10. Emotional Unavailability
Being emotionally closed off hinders genuine intimacy. Since this is crucial for deep connections, you feel isolated.
Were they receptive, or did they retreat last time you tried to connect emotionally? It’s a barrier in the relationship, where true care struggles to thrive.
Everyone has moments of needing space and that’s ok. On the other hand, a consistent pattern of emotional distance is concerning. Maybe you need to reconsider your emotional investment in the relationship.
11. One-Sided Effort
Relationships are supposed to be a two-way street, not a one-man show with you carrying the whole production. Respect and recognition aren’t “extras” — they’re the bare minimum for real, grown-up connection. Do you question the relationship’s worth? If so, that’s your sign.
Let’s go back to the last time you organized something. Did they pitch in, or did you find yourself doing it all?
If you’re always the one holding everything together while they kick back and enjoy the ride, newsflash: that’s not love — that’s unpaid emotional labor. Real care means shared effort, not one person doing all the heavy lifting while the other sends “U good?” texts once a week.
It’s time to call a timeout and demand some balance.

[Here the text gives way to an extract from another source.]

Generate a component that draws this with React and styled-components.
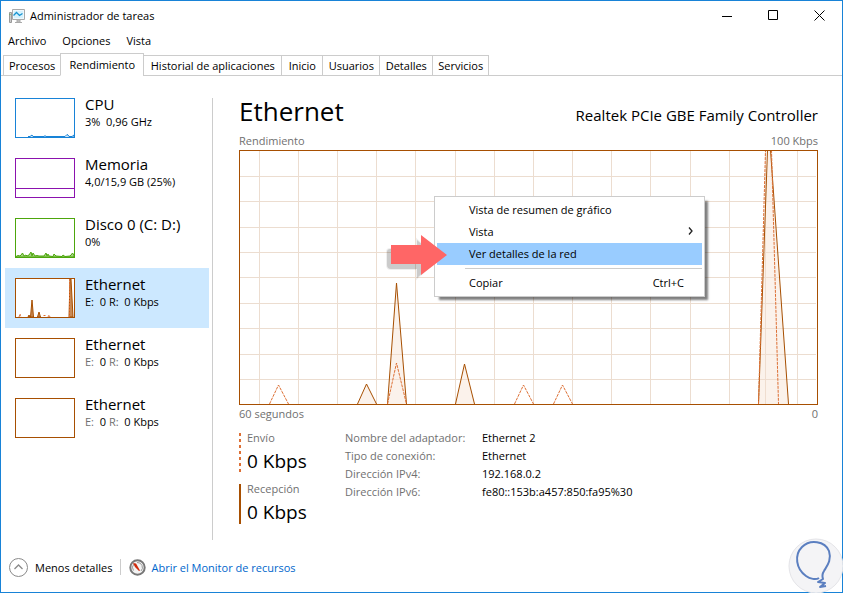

12. Dismissive of Boundaries
I’m gonna say this one loud and clear: Boundaries! Boundaries! Boundaries! They are integral for any healthy relationships. When someone dismisses or disrespects yours, it shows that they just don’t give a khm, khm… Let’s leave it at that
Ever laid down a boundary just to have it laughed off or completely ignored? Cute, right? Except it’s not. How someone reacts to your limits says everything about how much they actually respect — or disrespect — you.
Real care isn’t about pushing you until you break. It’s about listening and backing off when you say “enough.” Your peace isn’t up for negotiation.
13. Indifference During Conflicts
A major red flag! Indifference during conflicts is not ok, since they are natural in any relationship. If they seem detached or dismissive during disagreements, don’t waste your time explaining.
Remember the last argument. Were they engaged or emotionally distant? Indifference is more hurtful than anger, as it shows a lack of investment in finding a resolution.
You need to work through conflicts together, if you really care. Hard times reveal real ones. If they can’t even be bothered to care when it matters most, maybe it’s time to care about yourself enough to walk away.
14. Ignoring Important Dates
Birthdays, anniversaries, or milestones should be celebrated. Ignoring these indicates a lack of attention to what’s important to you.
Think back to an occasion they forgot. How did it make you feel? Special dates matter, and their neglect can be deeply hurtful. When they overlook these moments, it suggests they don’t value your happiness or the relationship’s milestones.
Don’t let them keep dropping the ball on the moments that actually matter. They aren’t just another box to half-check.
15. Selfishness in Decision Making
Decisions in a relationship should be collaborative. If they consistently make choices without considering your input, it shows a lack of care for your feelings or needs. Do I need to tell you that this selfish behavior is not ok?
Take a hard look at the recent decisions they’ve made. Were you part of the conversation, or just an afterthought? If they’re constantly making moves like they’re a solo act, don’t be surprised when resentment creeps in.
True connection means living a life together — not being dragged along for the ride. If they keep sidelining your voice like it’s optional, it’s time to call it what it is: a one-sided dynamic. Stop clapping from the sidelines!